Now since i've taken a class 3 years ago in A.I. im clearly proficient enough to ask this question......just kidding just kidding ;)
but seriously, what is it about these languages that make them so popular for A.I. research. Even though A.I. research is "old"...it's came probably the longest way in the past 5-10 years it seems like.... Is it because the languages were somewhat "designed" around the concept of A.I. , or just that we have nothing really better to use right now?
I ask this because I've always found it quite interesting, and Im just kinda curious. If im entirely wrong and they use different languages I would love to know what all they use. I mean i can understand prolog, especially with Sentient/Propositional Logic and Fuzzy logic. but I dont understand "Why" we would use Lisp...and even what else A.I. researchers would use to do machine learning etc.
Any articles/books on the subject matter is helpful too :)

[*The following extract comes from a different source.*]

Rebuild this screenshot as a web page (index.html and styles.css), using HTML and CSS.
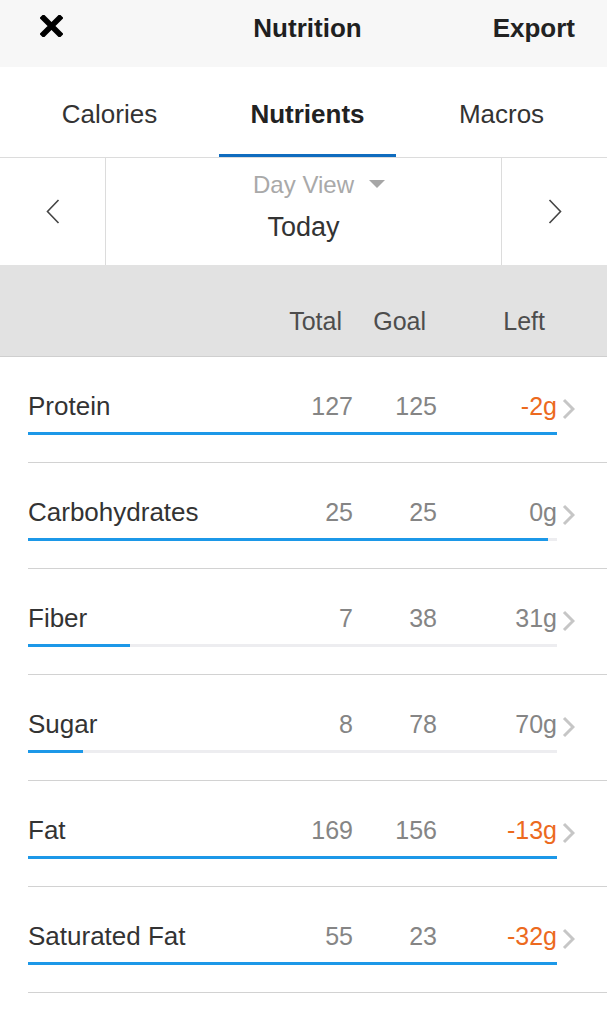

Can't really speak to Prolog, but here's why Lisp:
Lisp is a homoiconic language, which means that the code is expressed in the same form (s-expressions) as data structures in the language. i.e. "code is data". This has big advantages if you are writing code that modifies/manipulates other code, e.g. genetic algorithms or symbolic manipulation.
Lisp's macro system makes it well suited for defining problem-specific DSLs. Most Lisp developers effectively "extend the language" to do what they need. Again the fact that Lisp is homoiconic helps enormously here.
There is some historical connection, in that Lisp became popular at about the same time as a lot of the early AI research. Some interesting facts in this thread.
Lisp works pretty well as a functional programming language. This is quite a good domain fit for AI (where you are often just trying to get the machine to learn how to produce the correct output for a given input).
Subjective view: Lisp seems to appeal to people with a mathematical mindset, which happens to be exactly whet you need for a lot of modern AI..... this is possible due to the fact that Lisp is pretty closely related to the untyped lambda calculus
I'm doing some AI/machine learning work at the moment, and chose Clojure (a modern Lisp on the JVM) pretty much for the above reasons.